Natalie Dunlap ’20 talks about the importance of close friendships.

Natalie Dunlap, Online Editor-in-Chief

I started sophomore year without many friends. Most people in my close friend group had been split up because of new district lines or because of families moving away.

A few months into sophomore year I started coming out of my shell. Instead of just sticking with people I knew, I pushed myself to hang out with students I had just been acquaintances with. I met new people and they introduced me to their friends. I actually left my house and had a social life. Because of that I met some people that were in my life for only a short period of time, and others that, today, are closer than family. The ones I have stuck close to have made me realize friendships hold more value than they receive credit for.

It’s easy to stand on the outside of a friend group and not find any value in the petty gossip or over the top laughing. Usually friendship is viewed with a lighthearted lens of having people to joke around and spend time with. However, I’ve found that they play a deeper role in my emotional health.

Friends aren’t just people you pass an afternoon with, or the ones that accompany you on a trip to the mall. Having a close confidant to discuss the big problems with, whether that’s mental health, stress from an overloaded schedule, or problems you are having with other people in your life is important, because taking all of life’s problems on alone is too heavy of a burden.

I can’t count the number of times my friends and I have ranted over coffee, screamed our frustrations out in a car, cried on midnight Facetime calls or gone to each other’s houses just so we are in a different environment and we are not alone. And while our group chats are filled with catty gossip and stupid jokes, they are also full of support when one of us is struggling.

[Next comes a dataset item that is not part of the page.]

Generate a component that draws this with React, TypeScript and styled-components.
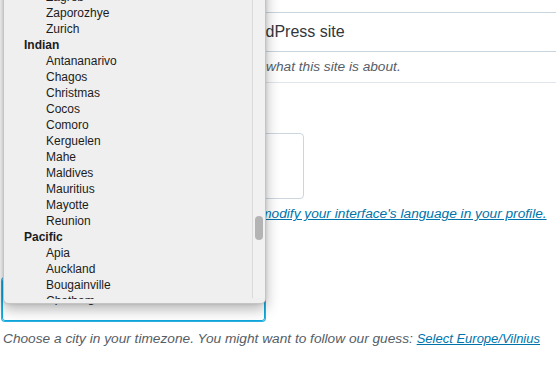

Friendship isn’t the constant physical presence of another person, it’s the consistent connection you have to someone and knowing that they are there for you.

— Natalie Dunlap '20

In British Literature, my teacher had us stand in the room based on how strongly we agree with various statements regarding the novel “Frankenstein”. One of the opinions stated that the absence of friendship was a great sadness. I found a spot on the left side of the room near the “strongly agree” sign. Some people further to the right argued that being around people all the time is exhausting and not enjoyable and that it’s important to be on your own sometimes. To that I wholeheartedly agree, valuing yourself as an individual is essential; but to me friendship isn’t the constant physical presence of another person, it’s the consistent connection you have to someone and knowing that they are there for you.

No matter how social you are, having a close companion is vital for emotional and mental health. When I am feeling overwhelmed, angry or need guidance, I know there are people I can go to.

Sometimes it’s hard to just be a functioning person in the world, but it’s much easier when you’re not alone.